Consumer insurance landing page audits.
Consumer insurance is the category where the ad sells a savings number and the landing page asks for a ZIP code. The buyer is comparison-shopping in seconds, the carrier owns the brand, and the destination is almost always a quote form gated by state. The audits in this hub grade real direct-to-consumer insurance ads against their real landing pages on a published four-dimension rubric.
// Category · Consumer insurance
Overview.
Consumer insurance covers any advertiser selling auto, home, life, renters, pet, or umbrella coverage directly to a household buyer. Carriers like Progressive, GEICO, State Farm, Allstate, Liberty Mutual, and Lemonade live here, as do aggregators and marketplaces like The Zebra, Policygenius, and NerdWallet's insurance funnel. The unifying property for message match: the ad sells a specific savings claim or service line, and the page is a generic quote start that filters by state before it can sell anything specific back.

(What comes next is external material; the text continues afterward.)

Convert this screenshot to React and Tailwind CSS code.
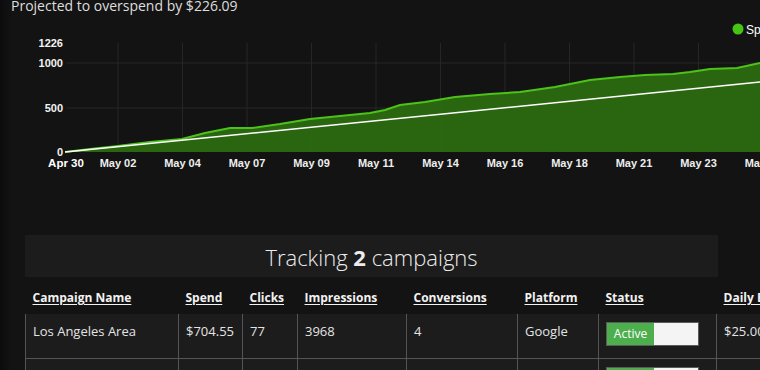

That structure is mechanical. A carrier runs auto, home, life, and bundle creative against a shared quote-start page, because state regulation and underwriting realities make per-campaign landing pages expensive to maintain. The visitor pays in scent loss: the ad promised "switch and save $750 on auto," the page asks them to pick a product they already picked, then collects a ZIP that may not be eligible at all.
This hub covers direct-to-consumer carrier and aggregator advertising. Broker and independent-agent advertising lives in the local insurance hub, where the buyer journey, the page, and the message-match failures all behave differently.
What we grade in consumer insurance.
Every audit in this hub runs the same four-dimension rubric documented in the methodology. The substance for consumer insurance is whether the page's above-the-fold confirms the specific service line, the specific savings claim, and the visitor's state of residence in fewer steps than the ad implied.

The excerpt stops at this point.